I'm disturbed by this tendency to view all forms of value only in the context of other people. Firstly it contributes to a transactional mindset regarding others. Secondly, and most importantly because you can't truly have meaningful connections as primarily a member of a group. That's the bone I aim to pick with this collection of works and what I wish to unpack here today. There is an alarming trend today where people are trying to have the best of both worlds. They want to have freedom and choices while keeping the safety found in groups.
So parents tell children to choose their own paths while expecting them to be of service when the need arises. Children also feel entitled to greater freedom while relying on their parents for their needs. It's okay to pool resources in a poor economy. Transactions are a part of life. They are necessary for survival and civil peace. The problem arises when people are forced to forgo their traditions for new lifestyles, without understanding what makes those lifestyles possible.

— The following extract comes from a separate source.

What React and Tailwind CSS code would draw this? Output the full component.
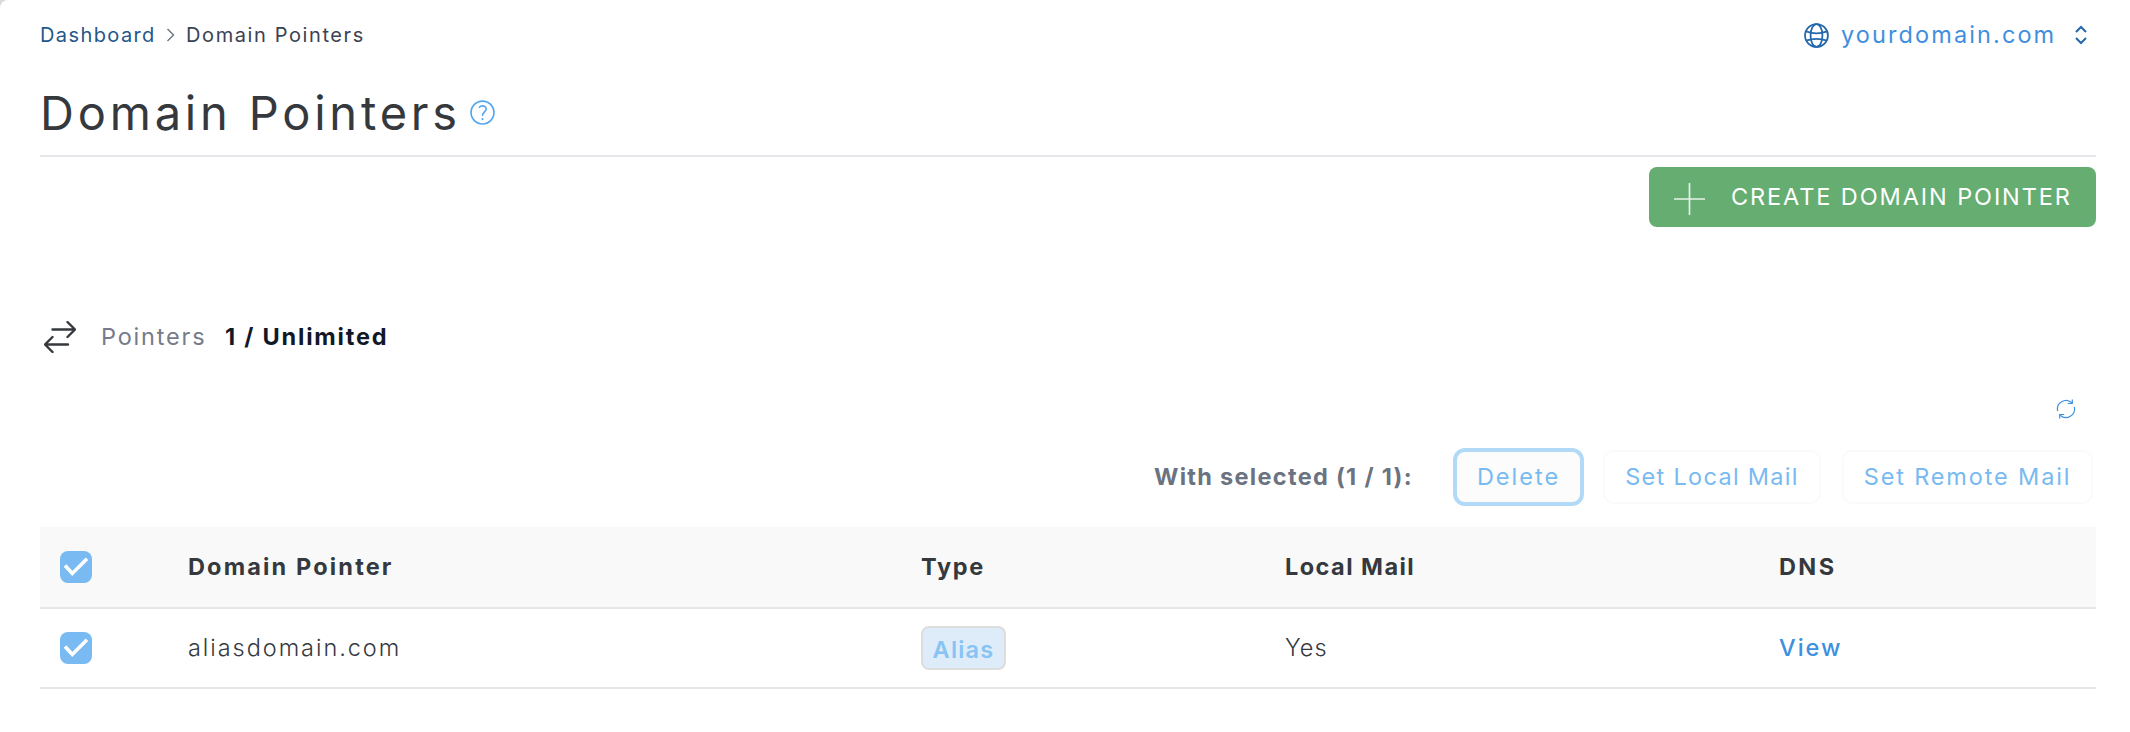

That is what I am seeing today. To make meaningful choices, you need the privacy required for exploration. To truly give more choices to your children, you need to accommodate for the cost of that space. With the freedom of making your own choices, comes the burden of responsibility. This entails a robust apparatus capable of complex decision-making and a strong sense of identity. This is where group identity does more harm than good. Individuals need to be able to stand alone.
Just as we need a sense of connection to the group, we also need to differentiate ourselves from it. The richer the inner world of a person is, the more they can peacefully incorporate into a group. Why is it so? Because group-thinking and mob mentality might be real, but they are also very much temporary. At some point or another, we all must live as individuals. If everyone you meet must exist as an individual, then the more you know what it's like to be alone, the better you can understand and connect with them.
If the safety of groups is all you have ever known; if you only see other people as what they can offer to you and your tribe, then it dehumanizes people and reduces them to a series of numbers. People are emotional beings that rationalize, not algorithms that coldly calculate their best path to survival. Without the process of self-discovery so essential to human existence, people lack the dimension of inner truths in their lives, which brings them off-balance. So you search for a mate that has a higher status, uplifting your sense of self-worth, along with the value of your group.
You don't see people as people, but rather as tools to be manipulated for the gain of you and your people. You dehumanize the others and see them as a threat to your success. After separation comes demonization, and with a little pressure it quickly turns to violence. It might seem like these are very separate issues. That so many of these aspects are common throughout the world. Yet in my life so far, it seems to me like these things are strongly tied together in the people around me, one habit feeding the other, until the loop closes, creating a perfect kind of perpetual cycle of hellish suffering.
If everyone simply saw each other as a fellow human, and all humans as a small part of the world at large; if we all made space for compassion, self-discovery, and acceptance, would it lead to an end to our problems? I'm not so naive as to believe that. I don't think liberation from all suffering is possible in this reality, nor do I believe that it should ever be the goal. We all want to maximize pleasure and minimize pain for ourselves. At the end of the day, that's what drives each of our decisions.
I believe that making space for ourselves while trying to connect with others, immediately brings us closer to a world where the pain is less harsh, and the pleasure runs deeper. An ache that's imbued with meaning is palpable even when it outweighs its counterpart. Nothing is sweeter than a pleasure that's earned, even when it lasts for just a moment. When you embrace the horrors of living with yourself, the group's comfort is supercharged with meaning. This kind of sincere, curious, and compassionate acceptance makes both the pleasure and the pain something to treasure dearly.
Whether miserably lonely or suffocating in company, I hope this message gives you peace.